La fraude fiscale ne fait que rarement l'objet de poursuites pénales. L'administration espère récupérer davantage d'argent en négociant avec les fraudeurs qu'en les condamnant. Une mansuétude des pouvoirs publics qui contribue à entretenir la spirale de l'évasion fiscale.

 

L’ouvrage que vous avez récemment publié avec le politiste Alexis Spire s’intitule L’Impunité fiscale (éditions La Découverte, 2015). Pourriez-vous revenir sur le sens de ce titre ?

L’impunité est ici à entendre comme l’absence de répression pénale, pas de réponse administrative. Cet aspect nous a paru intéressant à étudier à deux titres : d’une part parce que la justice pénale est l’expression privilégiée de la hiérarchie des valeurs de la république à un moment donné, d’autre part parce qu’en matière fiscale, celle-ci fait intervenir différentes administrations, fiscale et judiciaire, ce qui permet d’interroger la cons­truction de cette impunité différemment des sociologues, comme les Pinçon-Charlot, qui soulignent non sans raison la solidarité entre les puissants. Notre objectif était de montrer qu’au-delà des réseaux, il existe des rouages institutionnels qui favorisent l’inaction contre certains délits.

 

Tous les contribuables bénéficient-ils de cette « mansuétude » des pouvoirs publics ?
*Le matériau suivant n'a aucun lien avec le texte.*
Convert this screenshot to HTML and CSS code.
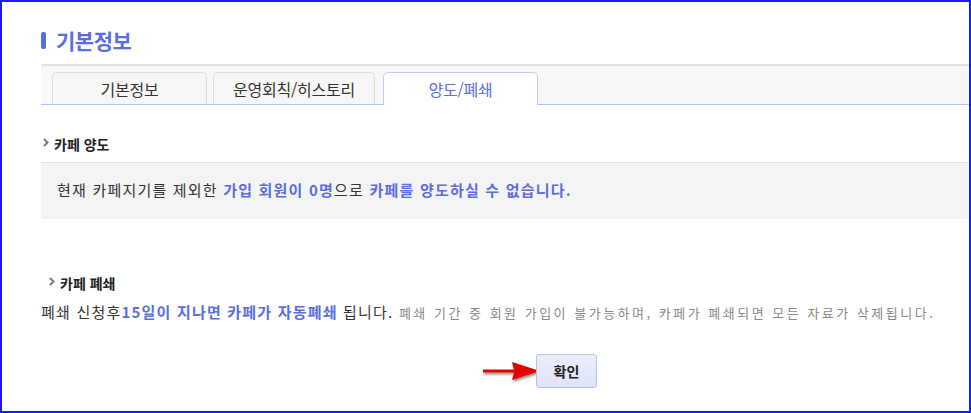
FILE: index.html
```html
<!DOCTYPE html>
<html lang="ko">
<head>
    <meta charset="UTF-8">
    <title>기본정보</title>
    <link rel="stylesheet" href="styles.css">
</head>
<body>
    <div class="frame">
        <div class="content">
            <h1 class="page-title"><span class="title-bar"></span>기본정보</h1>

            <div class="tab-strip">
                <div class="tab tab-1">기본정보</div>
                <div class="tab tab-2">운영회칙/히스토리</div>
                <div class="tab tab-3 active">양도/폐쇄</div>
            </div>

            <h2 class="section-title">
                <svg class="chev" width="6" height="9" viewBox="0 0 6 9"><path d="M1 1 L4.5 4.5 L1 8" fill="none" stroke="#7a7a7a" stroke-width="2"/></svg>
                카페 양도
            </h2>
            <div class="notice-box">
                현재 카페지기를 제외한 <span class="hl">가입 회원이 <b>0</b>명</span>으로 <span class="hl">카페를 양도하실 수 없습니다.</span>
            </div>

            <h2 class="section-title close-title">
                <svg class="chev" width="6" height="9" viewBox="0 0 6 9"><path d="M1 1 L4.5 4.5 L1 8" fill="none" stroke="#7a7a7a" stroke-width="2"/></svg>
                카페 폐쇄
            </h2>
            <p class="close-desc">폐쇄 신청후<b class="hl">15</b><span class="hl">일이 지나면 카페가 자동폐쇄</span> 됩니다. <span class="muted">폐쇄 기간 중 회원 가입이 불가능하며, 카페가 폐쇄되면 모든 자료가 삭제됩니다.</span></p>

            <div class="actions">
                <svg class="arrow" width="62" height="26" viewBox="0 0 62 26">
                    <defs>
                        <filter id="sh" x="-20%" y="-40%" width="140%" height="180%">
                            <feDropShadow dx="1" dy="2" stdDeviation="1.3" flood-color="#000" flood-opacity="0.45"/>
                        </filter>
                    </defs>
                    <g filter="url(#sh)">
                        <path d="M1 10.5 L32 10.5 L30 3 L58 12 L30 21 L32 13.5 L1 13.5 Z" fill="#e60000"/>
                    </g>
                </svg>
                <button class="btn-ok">확인</button>
            </div>
        </div>
    </div>
</body>
</html>
```

FILE: styles.css
```css
* {
    box-sizing: border-box;
}
body {
    margin: 0;
    font-family: "Noto Sans CJK KR", "Noto Sans", sans-serif;
    color: #333;
}
.frame {
    width: 971px;
    height: 413px;
    border: 2px solid #1a1aff;
    background: #fff;
    overflow: hidden;
}
.content {
    padding: 21px 0 0 39px;
}
.page-title {
    margin: 0;
    display: flex;
    align-items: center;
    font-size: 21px;
    font-weight: bold;
    color: #5a6ee0;
    height: 34px;
    letter-spacing: -0.5px;
}
.title-bar {
    width: 5px;
    height: 17px;
    background: #5a6ee0;
    border-radius: 2px;
    margin-right: 10px;
}
.tab-strip {
    margin-top: 7px;
    border-top: 2px solid #e2e2e2;
    border-bottom: 1px solid #b6c2f0;
    background: #f8f8f8;
    height: 41px;
    display: flex;
    align-items: flex-end;
    padding-left: 11px;
}
.tab {
    height: 32px;
    border: 1px solid #dcdcdc;
    border-bottom: none;
    border-radius: 5px 5px 0 0;
    background: #f7f7f7;
    font-size: 16px;
    letter-spacing: -0.2px;
    color: #333;
    display: flex;
    align-items: center;
    justify-content: center;
    margin-right: 6px;
}
.tab-1 {
    width: 155px;
}
.tab-2 {
    width: 162px;
    margin-right: 8px;
}
.tab-3 {
    width: 155px;
}
.tab.active {
    background: #fff;
    border-color: #c2cbf2;
    color: #5a6ee0;
    height: 33px;
    margin-bottom: -1px;
}
.section-title {
    margin: 29px 0 0 2px;
    font-size: 14px;
    font-weight: bold;
    color: #222;
    display: flex;
    align-items: center;
    height: 20px;
}
.chev {
    margin-right: 5px;
    margin-top: -3px;
}
.notice-box {
    margin-top: 8px;
    border-top: 1px solid #e4e4e4;
    background: #f4f4f4;
    height: 57px;
    padding: 16px 0 0 16px;
    font-size: 15px;
    letter-spacing: 1.2px;
    color: #333;
}
.hl {
    color: #5a6ee0;
    font-weight: bold;
}
.notice-box b {
    font-weight: bold;
}
.close-title {
    margin-top: 54px;
    margin-left: 8px;
}
.close-desc {
    margin: 8px 0 0 0;
    font-size: 15px;
    letter-spacing: 1.2px;
    color: #333;
}
.muted {
    color: #888;
    font-size: 13px;
    letter-spacing: 2.5px;
}
.actions {
    margin-top: 32px;
    margin-left: 441px;
    display: flex;
    align-items: center;
}
.arrow {
    margin-right: -8px;
    margin-top: 2px;
}
.btn-ok {
    width: 61px;
    height: 34px;
    background: linear-gradient(#eceefc, #dfe3f8);
    border: 1px solid #b8c0ea;
    border-radius: 3px;
    font-family: "Noto Sans CJK KR", sans-serif;
    font-size: 14px;
    font-weight: bold;
    color: #222;
    padding: 0;
}
```
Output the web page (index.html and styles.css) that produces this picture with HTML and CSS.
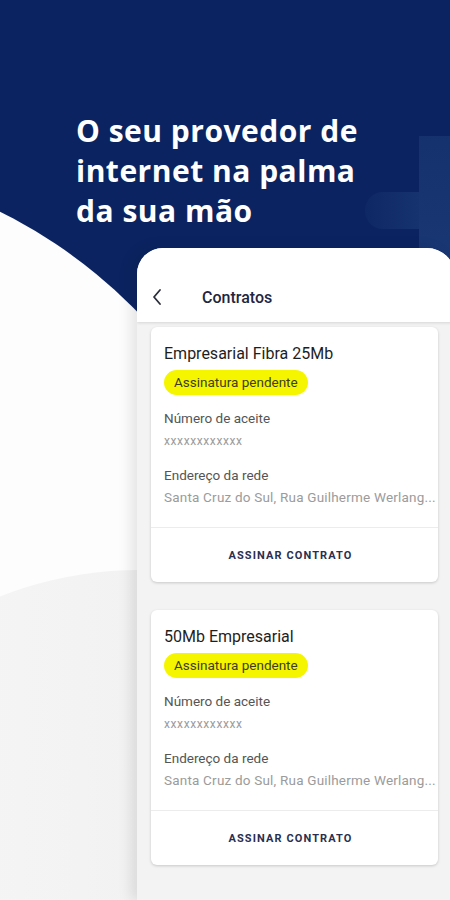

Il faut d’abord noter que les poursuites pénales concernent moins d’un millier de fraudeurs fiscaux chaque année, alors qu’au moins quinze mille sont repérés. En outre, quand on regarde dans le détail, au moins pour la période de notre enquête, la direction chargée de contrôler les très grandes entreprises n’a fait remonter aucune affaire au pénal tandis que son homologue traitant des personnes physiques les plus fortunées, la Direction nationale des vérifications de situations fiscales, n’en a porté qu’un nombre infime au regard des redressements notifiés. À l’inverse, la majorité des procédures pénales se concentre sur la taxe sur la valeur ajoutée (TVA), l’impôt sur les sociétés et l’impôt sur le revenu d’assez petites entreprises et d’entrepreneurs individuels.

 

Comment cette « impunité » se produit-elle au niveau des différents maillons du contrôle et de la répression ?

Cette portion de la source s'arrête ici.